Dr. Chris Suh, Associate Professor of History, was recently interviewed about Asian-American voting patterns and political affiliation in the lead up to the November election. Suh was quoted in the article “What a trip to Georgia’s ‘Seoul of the South’ says about the Asian American vote,” centered Asian-American voters in Gwinnett County in Northeast Atlanta. Asian-American voter turnout was 84% higher in Georgia in the 2020 elections compared with 2016, drawing increased national attention to voting patterns among this demographic group, in particular, in 2024. Suh weighs in on these dynamics, including how the COVID-19 pandemic and surge of related anti-Asian hate contributed to turnout and party affiliation, in this article as well as a separate NBC News video segment, “Breaking down key issues motivating Asian American voters this election cycle.” Emory student Jin Namgoong was also quoted in the “Seoul of the South” piece.
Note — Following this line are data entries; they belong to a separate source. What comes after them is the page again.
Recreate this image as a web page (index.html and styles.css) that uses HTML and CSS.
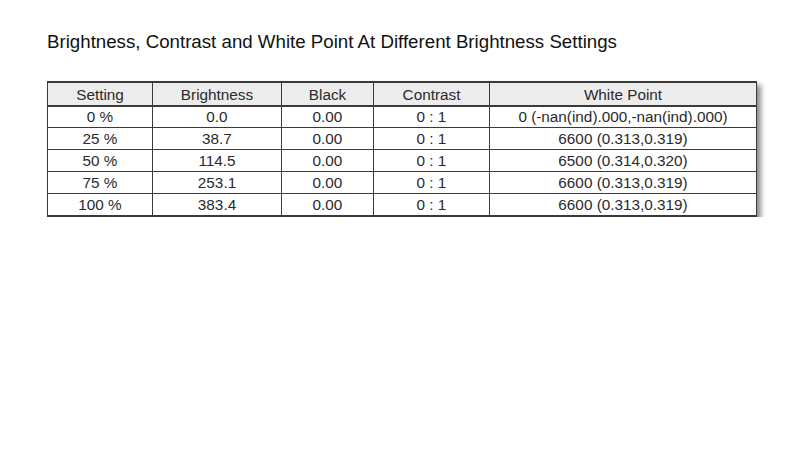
FILE: index.html
```html
<!DOCTYPE html>
<html>
<head>
<meta charset="utf-8">
<link rel="stylesheet" href="styles.css">
</head>
<body>
<main class="page">
  <h1 class="title">Brightness, Contrast and White Point At Different Brightness Settings</h1>
  <table class="data">
    <colgroup>
      <col class="c1"><col class="c2"><col class="c3"><col class="c4"><col class="c5">
    </colgroup>
    <thead>
      <tr><th>Setting</th><th>Brightness</th><th>Black</th><th>Contrast</th><th>White Point</th></tr>
    </thead>
    <tbody>
      <tr><td>0 %</td><td>0.0</td><td>0.00</td><td>0 : 1</td><td>0 (-nan(ind).000,-nan(ind).000)</td></tr>
      <tr><td>25 %</td><td>38.7</td><td>0.00</td><td>0 : 1</td><td>6600 (0.313,0.319)</td></tr>
      <tr><td>50 %</td><td>114.5</td><td>0.00</td><td>0 : 1</td><td>6500 (0.314,0.320)</td></tr>
      <tr><td>75 %</td><td>253.1</td><td>0.00</td><td>0 : 1</td><td>6600 (0.313,0.319)</td></tr>
      <tr><td>100 %</td><td>383.4</td><td>0.00</td><td>0 : 1</td><td>6600 (0.313,0.319)</td></tr>
    </tbody>
  </table>
</main>
</body>
</html>
```
FILE: styles.css
```css
html, body {
  margin: 0;
  padding: 0;
  background: #ffffff;
}
.page {
  padding: 29px 0 0 47px;
  font-family: "Liberation Sans", Arial, sans-serif;
  color: #1a1a1a;
}
.title {
  margin: 0 0 27px 0;
  font-size: 18.7px;
  font-weight: normal;
  line-height: 25px;
  color: #111;
}
.data {
  border-collapse: collapse;
  table-layout: fixed;
  width: 709px;
  font-size: 15.3px;
  color: #2a2a2a;
  box-shadow: 4px 4px 5px rgba(0, 0, 0, 0.45);
}
.c1 { width: 105px; }
.c2 { width: 129px; }
.c3 { width: 92px; }
.c4 { width: 116px; }
.c5 { width: 267px; }
.data th, .data td {
  border: 1px solid #3a3a3a;
  text-align: center;
  padding: 0;
  height: 21px;
  line-height: 21px;
  font-weight: normal;
}
.data th {
  background: #ececec;
  height: 22px;
  border-top: 2px solid #3a3a3a;
  border-bottom: 2px solid #3a3a3a;
}
.data tbody tr:first-child td {
  height: 20px;
  line-height: 20px;
}
.data tbody tr:last-child td {
  border-bottom: 2px solid #3a3a3a;
}
```
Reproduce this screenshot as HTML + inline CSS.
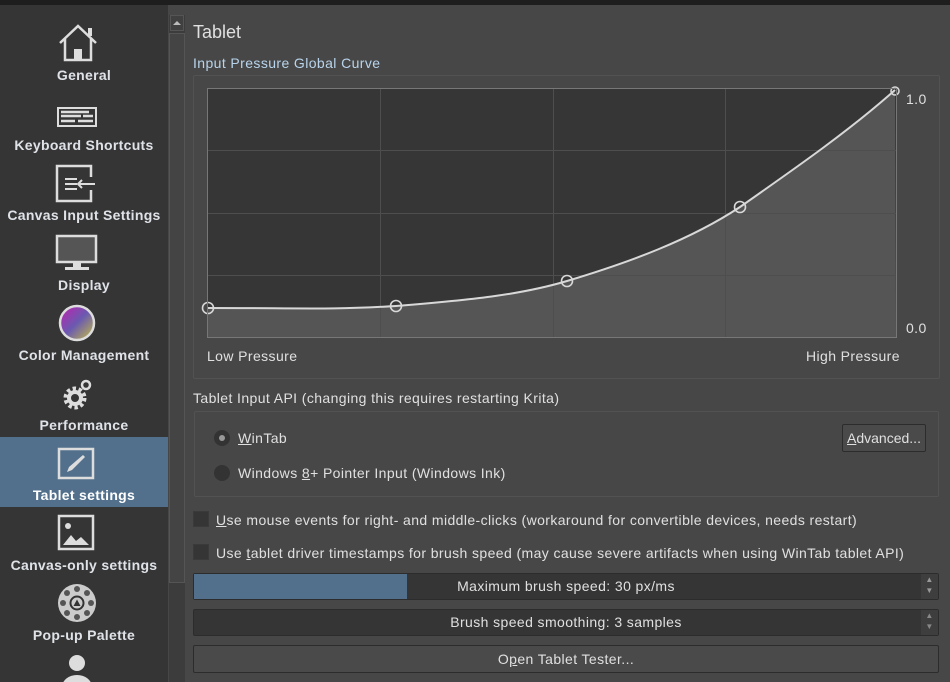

Read the full NBC news article here, along with an excerpt quoting Suh:
Asian Americans in Gwinnett lean more Republican than the racial group does nationally and align more with voters regionally, said Chris Suh, an associate history professor at Emory University in Atlanta. Many are also newer immigrants, so specific ethnicity — Korean or Vietnamese, for example — is more of an identity than simply being Asian American. And because of that, they require long-term investment, and their votes are still up for grabs, experts say.
Suh is a historian of race, ethnicity, and inequality, specializing in transpacific connections between the United States and East Asia and Asian American history. His first book, The Allure of Empire: American Encounters with Asians in the Age of Transpacific Expansion and Exclusion was published by Oxford UP in 2023).